NUMBERS GAME: Each of the five teams in the NL West has spent at least 18 days in first place and 13 days in last this season. . . . The Phillies went into play Saturday with 29 games remaining, all against teams that currently have losing records. Six, though, are with the Astros, whom they haven't beaten since May 18, 2003. . . . If Mike Jacobs hits three more homers, he, Dan Uggla (21) and Josh Willingham (20) will make the Marlins the first NL team to have three rookies with at least 20 each. . . . Grady Sizemore has 18 steals; through Friday the rest of the Indians had 20.
QUOTEBOOK: Cardinals backup catcher Gary Bennett, after an 11-for-16 five-game tear that included back-to-back game-winning hits: "This isn't quite the norm for me, although I could get used to it." ... Brewers outfielder Gabe Gross, a former Auburn quarterback, after his latest injury: "I've probably pulled everything else to pull, but never a hamstring."
MISCELLANY: Marlins president David Samson sounded at least crass and probably a lot worse in joking on a radio show about staging a ballpark "porn night" and other type events, as the Sun-Sentinel reported. ... Detroit outfielder Craig Monroe's mother's first name is Marilyn. Really. ... The Cubs apparently will wait until after the season to part ways with Dusty Baker, but speculation already is rampant they'll hire Joe Girardi away from the Marlins. ... The Rangers are expected to trade Hank Blalock this winter. ... Mike Schmidt had no problem with Ryan Howard, 26, breaking his Phillies single-season home run record of 48: "He's a much better hitter than I was at that age.
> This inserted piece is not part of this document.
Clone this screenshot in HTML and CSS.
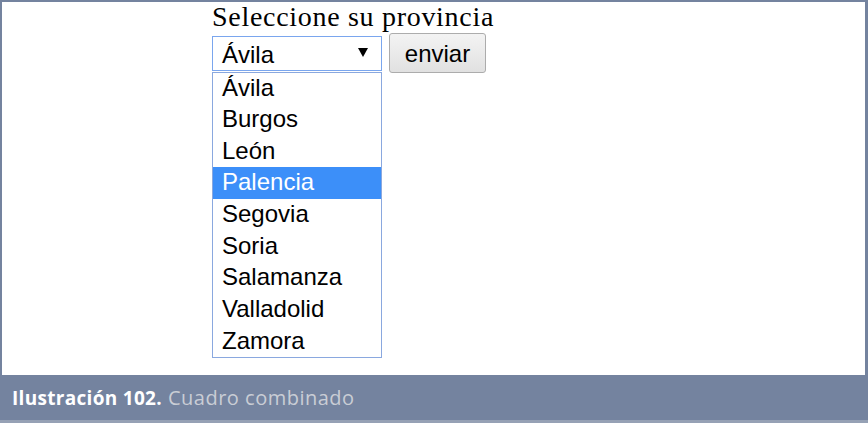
FILE: index.html
```html
<!DOCTYPE html>
<html lang="es">
<head>
<meta charset="utf-8">
<title>Cuadro combinado</title>
<link rel="stylesheet" href="styles.css">
</head>
<body>
<div class="frame">
  <div class="canvas">
    <div class="title">Seleccione su provincia</div>
    <div class="form-row">
      <div class="combo">
        <div class="select">
          <span class="select-value">Ávila</span>
          <span class="arrow"></span>
        </div>
        <ul class="options">
          <li class="option">Ávila</li>
          <li class="option">Burgos</li>
          <li class="option">León</li>
          <li class="option selected">Palencia</li>
          <li class="option">Segovia</li>
          <li class="option">Soria</li>
          <li class="option">Salamanza</li>
          <li class="option">Valladolid</li>
          <li class="option">Zamora</li>
        </ul>
      </div>
      <button class="button" type="button">enviar</button>
    </div>
  </div>
  <div class="caption"><span class="caption-label">Ilustración 102.</span><span class="caption-text">Cuadro combinado</span></div>
  <div class="bottom-line"></div>
</div>
</body>
</html>
```
FILE: styles.css
```css
html, body {
  margin: 0;
  padding: 0;
  background: #ffffff;
}

.frame {
  width: 868px;
  height: 423px;
  box-sizing: border-box;
  padding: 2px 3px 0 2px;
  background: #74839f;
  display: flex;
  flex-direction: column;
}

.canvas {
  height: 373px;
  flex: none;
  background: #ffffff;
  padding-left: 210px;
  box-sizing: border-box;
}

.title {
  font-family: "Liberation Serif", "Times New Roman", serif;
  font-size: 28px;
  letter-spacing: 0.7px;
  line-height: 30px;
  padding-top: 0;
  height: 31px;
  color: #000;
}

.form-row {
  display: flex;
  align-items: center;
  gap: 7px;
  height: 40px;
}

.combo {
  position: relative;
  width: 170px;
}

.select {
  height: 35px;
  box-sizing: border-box;
  border: 1px solid #7aa6ee;
  display: flex;
  align-items: center;
  justify-content: space-between;
  padding: 3px 13px 0 9px;
  font-family: "Liberation Sans", Arial, sans-serif;
  font-size: 24px;
  color: #000;
}

.arrow {
  width: 0;
  height: 0;
  border-left: 5px solid transparent;
  border-right: 5px solid transparent;
  border-top: 9px solid #000;
  margin-top: -4px;
}

.options {
  position: absolute;
  top: 36px;
  left: 0;
  width: 170px;
  box-sizing: border-box;
  margin: 0;
  padding: 0;
  list-style: none;
  border: 1px solid #8aa8df;
  background: #fff;
}

.option {
  height: 31.67px;
  box-sizing: border-box;
  padding: 0 0 2px 9px;
  line-height: 29.67px;
  font-family: "Liberation Sans", Arial, sans-serif;
  font-size: 24px;
  color: #000;
}

.option.selected {
  background: #3c8ff9;
  color: #fff;
}

.button {
  width: 97px;
  height: 40px;
  box-sizing: border-box;
  border: 1px solid #acacac;
  border-radius: 3px;
  background: linear-gradient(#f3f3f3, #e1e1e1);
  font-family: "Liberation Sans", Arial, sans-serif;
  font-size: 24px;
  color: #000;
  padding: 1px 0 0 0;
  margin: 0;
}

.caption {
  height: 45px;
  flex: none;
  display: flex;
  align-items: center;
  padding-left: 10px;
  font-family: "Open Sans", sans-serif;
  font-size: 19px;
  gap: 6px;
}

.caption-label {
  color: #ffffff;
  font-weight: 700;
  letter-spacing: 0.3px;
}

.caption-text {
  color: #c9cdd5;
  font-size: 20px;
  letter-spacing: 0.5px;
}

.bottom-line {
  height: 3px;
  flex: none;
  margin: 0 -3px 0 -2px;
  background: #96a1b5;
}
```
He might be the latter-day Willie Stargell." ... Frank Thomas is seeking a multiyear deal to stay in Oakland. ... Andrew Miller, whom the Rays drafted but didn't sign in 2003, made his major-league debut Tuesday for the Tigers after pitching five pro innings (over three games) at Class A Lakeland. ... Royals shortstop Angel Berroa was a late scratch from Tuesday's game after aggravating a left foot problem walking through a Minneapolis shopping mall.
Information from other news organizations was used in this report.